++++ DATASET EXCERPT

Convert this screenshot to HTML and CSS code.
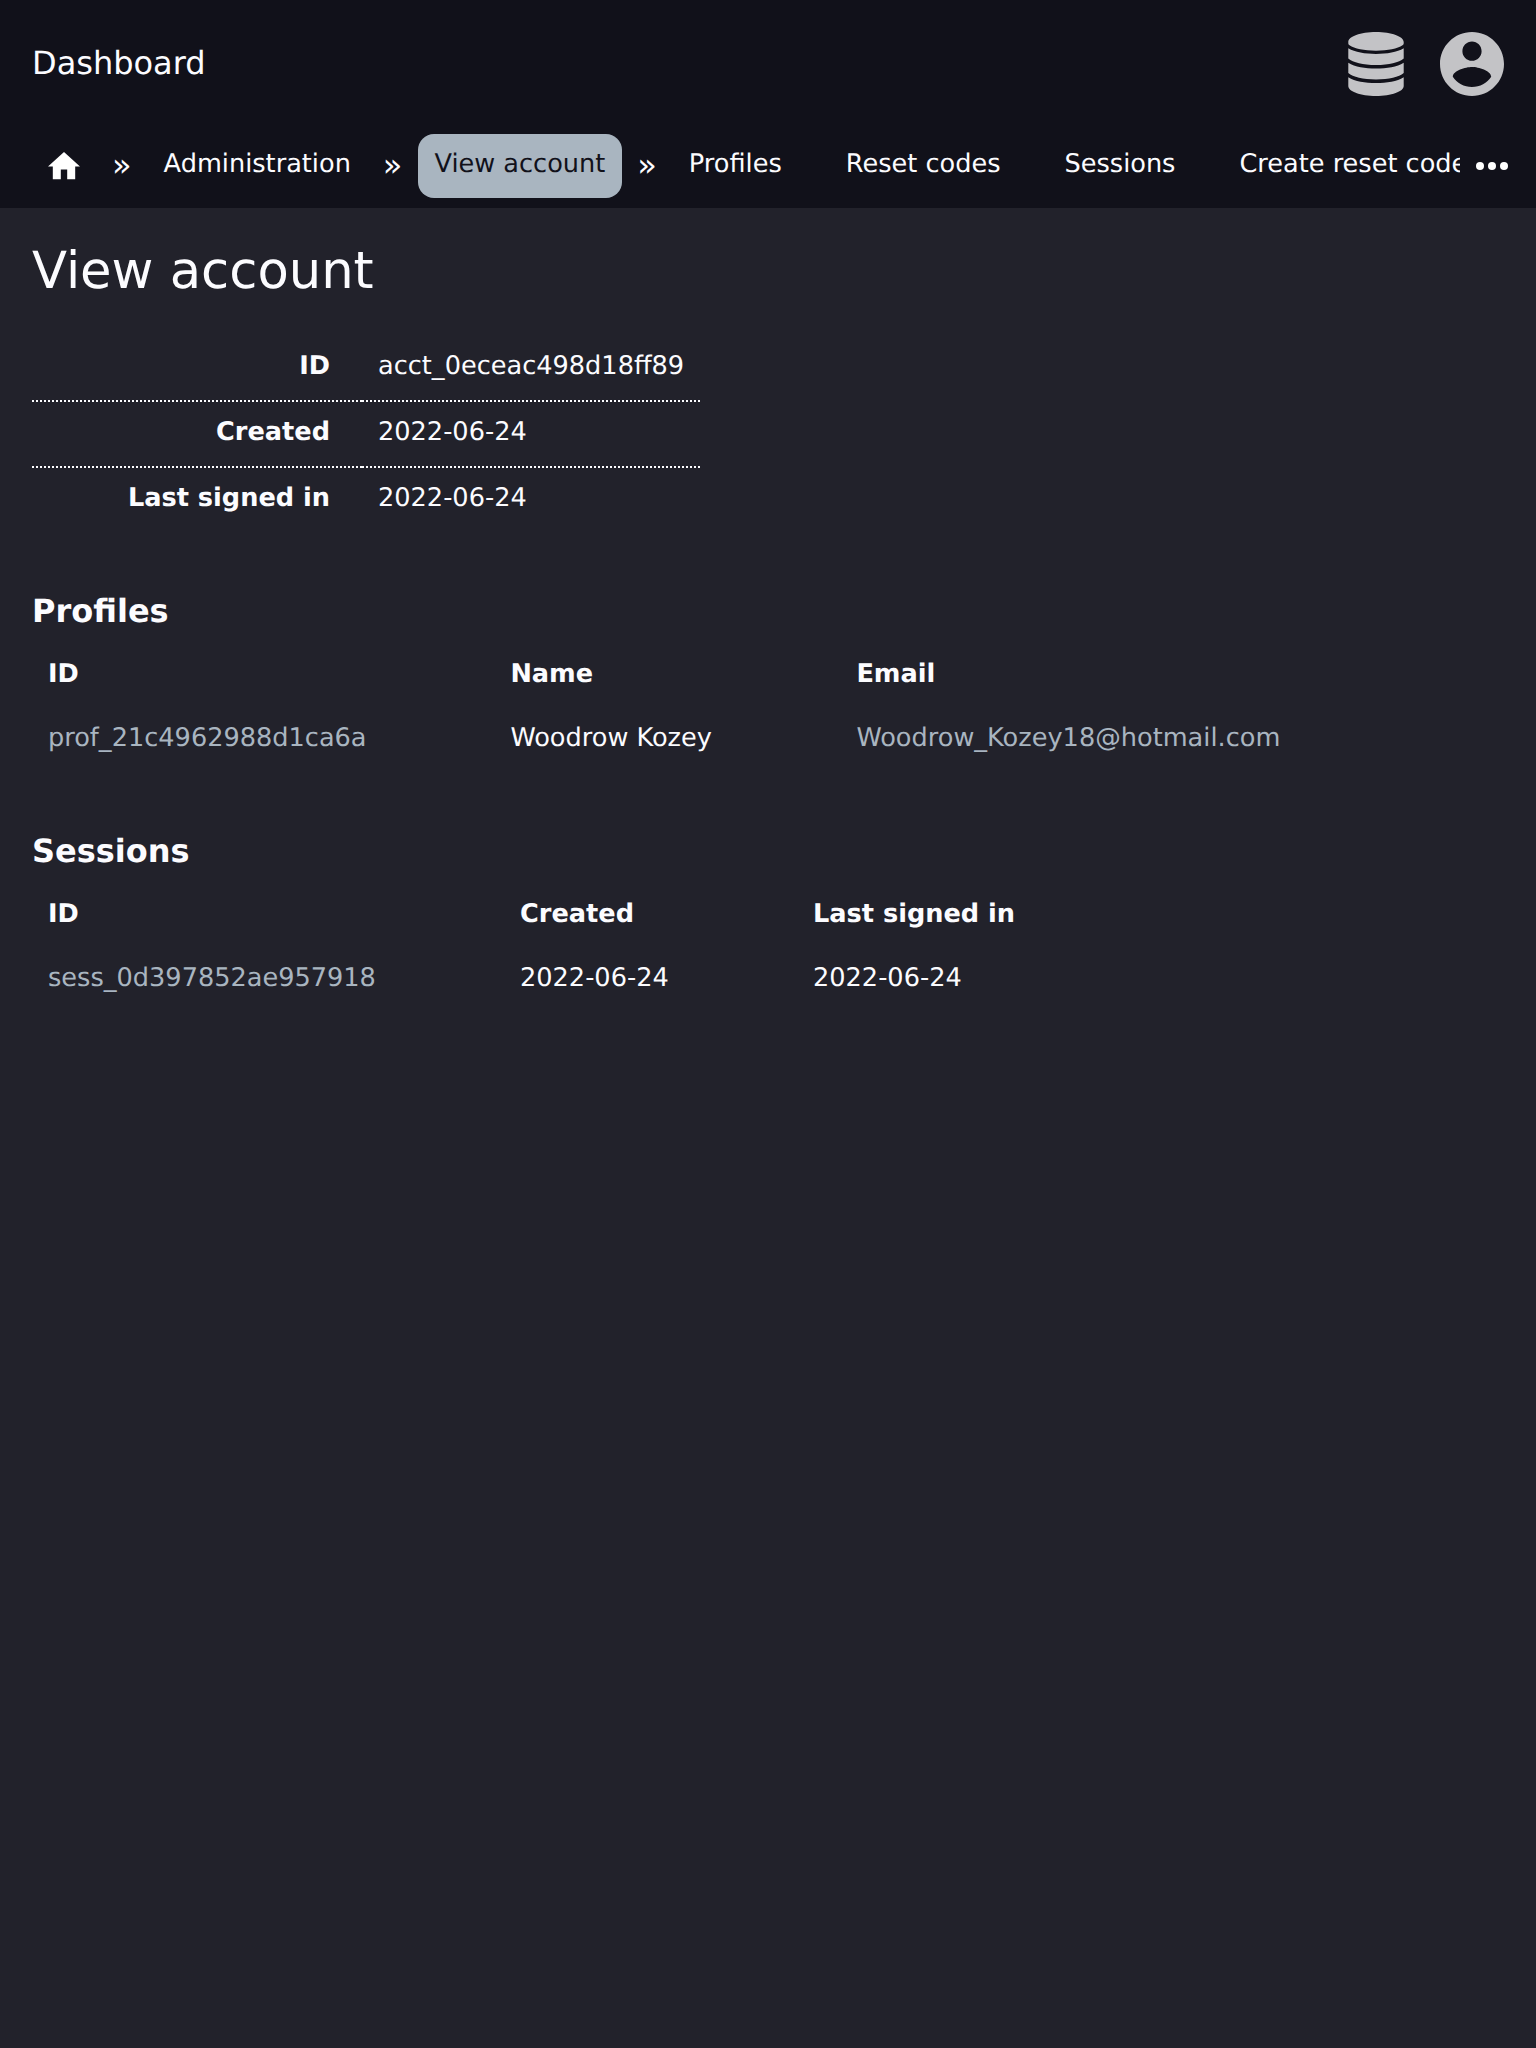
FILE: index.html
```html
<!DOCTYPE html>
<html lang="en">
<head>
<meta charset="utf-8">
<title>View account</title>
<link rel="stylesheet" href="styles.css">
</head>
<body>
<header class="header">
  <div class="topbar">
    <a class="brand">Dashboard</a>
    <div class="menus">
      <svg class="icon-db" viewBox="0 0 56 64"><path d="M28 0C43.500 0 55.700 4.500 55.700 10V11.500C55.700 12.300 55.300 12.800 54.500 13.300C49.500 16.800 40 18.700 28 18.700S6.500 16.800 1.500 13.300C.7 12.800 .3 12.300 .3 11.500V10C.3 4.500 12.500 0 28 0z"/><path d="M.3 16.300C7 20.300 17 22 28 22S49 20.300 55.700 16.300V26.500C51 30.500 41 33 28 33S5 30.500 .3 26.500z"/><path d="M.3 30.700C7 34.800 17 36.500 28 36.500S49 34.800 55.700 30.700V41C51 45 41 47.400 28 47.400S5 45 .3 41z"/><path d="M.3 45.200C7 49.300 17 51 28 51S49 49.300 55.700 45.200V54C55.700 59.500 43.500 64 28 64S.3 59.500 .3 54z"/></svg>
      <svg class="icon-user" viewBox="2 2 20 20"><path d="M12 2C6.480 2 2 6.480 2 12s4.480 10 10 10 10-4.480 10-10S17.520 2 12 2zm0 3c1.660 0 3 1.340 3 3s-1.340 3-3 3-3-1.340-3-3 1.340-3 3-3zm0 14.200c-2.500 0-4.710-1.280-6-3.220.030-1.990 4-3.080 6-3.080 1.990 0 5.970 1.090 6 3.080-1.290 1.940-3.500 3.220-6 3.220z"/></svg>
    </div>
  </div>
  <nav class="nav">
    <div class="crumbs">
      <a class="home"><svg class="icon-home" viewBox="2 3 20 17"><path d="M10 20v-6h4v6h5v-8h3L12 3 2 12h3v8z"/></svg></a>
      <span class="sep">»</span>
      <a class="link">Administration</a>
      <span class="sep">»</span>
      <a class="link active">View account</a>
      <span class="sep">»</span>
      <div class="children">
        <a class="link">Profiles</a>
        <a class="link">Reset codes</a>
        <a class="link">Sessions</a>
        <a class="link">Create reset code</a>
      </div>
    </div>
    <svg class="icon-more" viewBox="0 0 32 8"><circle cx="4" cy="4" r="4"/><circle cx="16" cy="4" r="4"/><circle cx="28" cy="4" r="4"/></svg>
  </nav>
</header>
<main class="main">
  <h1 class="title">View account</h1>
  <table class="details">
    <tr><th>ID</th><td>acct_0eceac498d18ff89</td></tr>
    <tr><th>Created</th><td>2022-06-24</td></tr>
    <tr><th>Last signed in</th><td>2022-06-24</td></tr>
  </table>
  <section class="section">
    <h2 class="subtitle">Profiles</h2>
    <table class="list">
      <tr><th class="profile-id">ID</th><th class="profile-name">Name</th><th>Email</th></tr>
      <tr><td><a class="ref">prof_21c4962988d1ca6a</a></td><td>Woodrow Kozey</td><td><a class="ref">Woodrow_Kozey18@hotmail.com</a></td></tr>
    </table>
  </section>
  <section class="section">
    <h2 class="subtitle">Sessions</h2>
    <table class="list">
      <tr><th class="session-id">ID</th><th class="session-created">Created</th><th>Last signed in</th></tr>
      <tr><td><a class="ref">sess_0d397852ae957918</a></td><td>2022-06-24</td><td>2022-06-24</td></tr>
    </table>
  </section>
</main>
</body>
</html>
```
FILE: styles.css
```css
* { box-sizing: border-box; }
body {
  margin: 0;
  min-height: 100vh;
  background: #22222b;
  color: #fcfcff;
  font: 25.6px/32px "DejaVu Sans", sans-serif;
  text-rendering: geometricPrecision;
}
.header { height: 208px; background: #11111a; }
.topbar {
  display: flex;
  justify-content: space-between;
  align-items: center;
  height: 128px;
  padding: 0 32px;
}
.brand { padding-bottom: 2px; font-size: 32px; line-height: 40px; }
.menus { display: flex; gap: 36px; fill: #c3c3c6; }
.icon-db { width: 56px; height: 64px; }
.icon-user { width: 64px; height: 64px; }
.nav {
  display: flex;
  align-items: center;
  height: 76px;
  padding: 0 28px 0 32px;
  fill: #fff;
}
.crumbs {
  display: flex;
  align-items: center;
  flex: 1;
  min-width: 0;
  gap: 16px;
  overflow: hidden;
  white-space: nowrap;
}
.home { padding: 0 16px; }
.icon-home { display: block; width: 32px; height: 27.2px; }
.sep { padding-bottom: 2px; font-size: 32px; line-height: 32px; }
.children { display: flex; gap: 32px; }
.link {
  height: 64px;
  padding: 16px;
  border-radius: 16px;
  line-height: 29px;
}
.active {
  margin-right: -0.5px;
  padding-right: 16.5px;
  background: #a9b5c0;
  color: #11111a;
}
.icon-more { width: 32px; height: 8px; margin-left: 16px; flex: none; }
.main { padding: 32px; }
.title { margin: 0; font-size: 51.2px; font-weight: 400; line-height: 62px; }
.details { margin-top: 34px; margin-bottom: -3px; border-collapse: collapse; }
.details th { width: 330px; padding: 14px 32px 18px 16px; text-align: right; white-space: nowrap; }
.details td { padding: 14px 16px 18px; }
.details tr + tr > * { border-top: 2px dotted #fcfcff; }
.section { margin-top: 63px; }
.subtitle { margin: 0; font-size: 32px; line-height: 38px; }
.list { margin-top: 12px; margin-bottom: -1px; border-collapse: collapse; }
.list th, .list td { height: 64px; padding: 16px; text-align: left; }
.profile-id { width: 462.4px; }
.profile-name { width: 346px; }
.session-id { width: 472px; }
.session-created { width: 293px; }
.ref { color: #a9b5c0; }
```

++++++++

**SET TASK**
Replicate the material above verbatim; images stay out of the copy.

**ANSWER FOR THIS EXERCISE**
Convert this screenshot to HTML and CSS code.
FILE: index.html
```html
<!DOCTYPE html>
<html lang="en">
<head>
<meta charset="utf-8">
<title>View account</title>
<link rel="stylesheet" href="styles.css">
</head>
<body>
<header class="header">
  <div class="topbar">
    <a class="brand">Dashboard</a>
    <div class="menus">
      <svg class="icon-db" viewBox="0 0 56 64"><path d="M28 0C43.500 0 55.700 4.500 55.700 10V11.500C55.700 12.300 55.300 12.800 54.500 13.300C49.500 16.800 40 18.700 28 18.700S6.500 16.800 1.500 13.300C.7 12.800 .3 12.300 .3 11.500V10C.3 4.500 12.500 0 28 0z"/><path d="M.3 16.300C7 20.300 17 22 28 22S49 20.300 55.700 16.300V26.500C51 30.500 41 33 28 33S5 30.500 .3 26.500z"/><path d="M.3 30.700C7 34.800 17 36.500 28 36.500S49 34.800 55.700 30.700V41C51 45 41 47.400 28 47.400S5 45 .3 41z"/><path d="M.3 45.200C7 49.300 17 51 28 51S49 49.300 55.700 45.200V54C55.700 59.500 43.500 64 28 64S.3 59.500 .3 54z"/></svg>
      <svg class="icon-user" viewBox="2 2 20 20"><path d="M12 2C6.480 2 2 6.480 2 12s4.480 10 10 10 10-4.480 10-10S17.520 2 12 2zm0 3c1.660 0 3 1.340 3 3s-1.340 3-3 3-3-1.340-3-3 1.340-3 3-3zm0 14.200c-2.500 0-4.710-1.280-6-3.220.030-1.990 4-3.080 6-3.080 1.990 0 5.970 1.090 6 3.080-1.290 1.940-3.500 3.220-6 3.220z"/></svg>
    </div>
  </div>
  <nav class="nav">
    <div class="crumbs">
      <a class="home"><svg class="icon-home" viewBox="2 3 20 17"><path d="M10 20v-6h4v6h5v-8h3L12 3 2 12h3v8z"/></svg></a>
      <span class="sep">»</span>
      <a class="link">Administration</a>
      <span class="sep">»</span>
      <a class="link active">View account</a>
      <span class="sep">»</span>
      <div class="children">
        <a class="link">Profiles</a>
        <a class="link">Reset codes</a>
        <a class="link">Sessions</a>
        <a class="link">Create reset code</a>
      </div>
    </div>
    <svg class="icon-more" viewBox="0 0 32 8"><circle cx="4" cy="4" r="4"/><circle cx="16" cy="4" r="4"/><circle cx="28" cy="4" r="4"/></svg>
  </nav>
</header>
<main class="main">
  <h1 class="title">View account</h1>
  <table class="details">
    <tr><th>ID</th><td>acct_0eceac498d18ff89</td></tr>
    <tr><th>Created</th><td>2022-06-24</td></tr>
    <tr><th>Last signed in</th><td>2022-06-24</td></tr>
  </table>
  <section class="section">
    <h2 class="subtitle">Profiles</h2>
    <table class="list">
      <tr><th class="profile-id">ID</th><th class="profile-name">Name</th><th>Email</th></tr>
      <tr><td><a class="ref">prof_21c4962988d1ca6a</a></td><td>Woodrow Kozey</td><td><a class="ref">Woodrow_Kozey18@hotmail.com</a></td></tr>
    </table>
  </section>
  <section class="section">
    <h2 class="subtitle">Sessions</h2>
    <table class="list">
      <tr><th class="session-id">ID</th><th class="session-created">Created</th><th>Last signed in</th></tr>
      <tr><td><a class="ref">sess_0d397852ae957918</a></td><td>2022-06-24</td><td>2022-06-24</td></tr>
    </table>
  </section>
</main>
</body>
</html>
```
FILE: styles.css
```css
* { box-sizing: border-box; }
body {
  margin: 0;
  min-height: 100vh;
  background: #22222b;
  color: #fcfcff;
  font: 25.6px/32px "DejaVu Sans", sans-serif;
  text-rendering: geometricPrecision;
}
.header { height: 208px; background: #11111a; }
.topbar {
  display: flex;
  justify-content: space-between;
  align-items: center;
  height: 128px;
  padding: 0 32px;
}
.brand { padding-bottom: 2px; font-size: 32px; line-height: 40px; }
.menus { display: flex; gap: 36px; fill: #c3c3c6; }
.icon-db { width: 56px; height: 64px; }
.icon-user { width: 64px; height: 64px; }
.nav {
  display: flex;
  align-items: center;
  height: 76px;
  padding: 0 28px 0 32px;
  fill: #fff;
}
.crumbs {
  display: flex;
  align-items: center;
  flex: 1;
  min-width: 0;
  gap: 16px;
  overflow: hidden;
  white-space: nowrap;
}
.home { padding: 0 16px; }
.icon-home { display: block; width: 32px; height: 27.2px; }
.sep { padding-bottom: 2px; font-size: 32px; line-height: 32px; }
.children { display: flex; gap: 32px; }
.link {
  height: 64px;
  padding: 16px;
  border-radius: 16px;
  line-height: 29px;
}
.active {
  margin-right: -0.5px;
  padding-right: 16.5px;
  background: #a9b5c0;
  color: #11111a;
}
.icon-more { width: 32px; height: 8px; margin-left: 16px; flex: none; }
.main { padding: 32px; }
.title { margin: 0; font-size: 51.2px; font-weight: 400; line-height: 62px; }
.details { margin-top: 34px; margin-bottom: -3px; border-collapse: collapse; }
.details th { width: 330px; padding: 14px 32px 18px 16px; text-align: right; white-space: nowrap; }
.details td { padding: 14px 16px 18px; }
.details tr + tr > * { border-top: 2px dotted #fcfcff; }
.section { margin-top: 63px; }
.subtitle { margin: 0; font-size: 32px; line-height: 38px; }
.list { margin-top: 12px; margin-bottom: -1px; border-collapse: collapse; }
.list th, .list td { height: 64px; padding: 16px; text-align: left; }
.profile-id { width: 462.4px; }
.profile-name { width: 346px; }
.session-id { width: 472px; }
.session-created { width: 293px; }
.ref { color: #a9b5c0; }
```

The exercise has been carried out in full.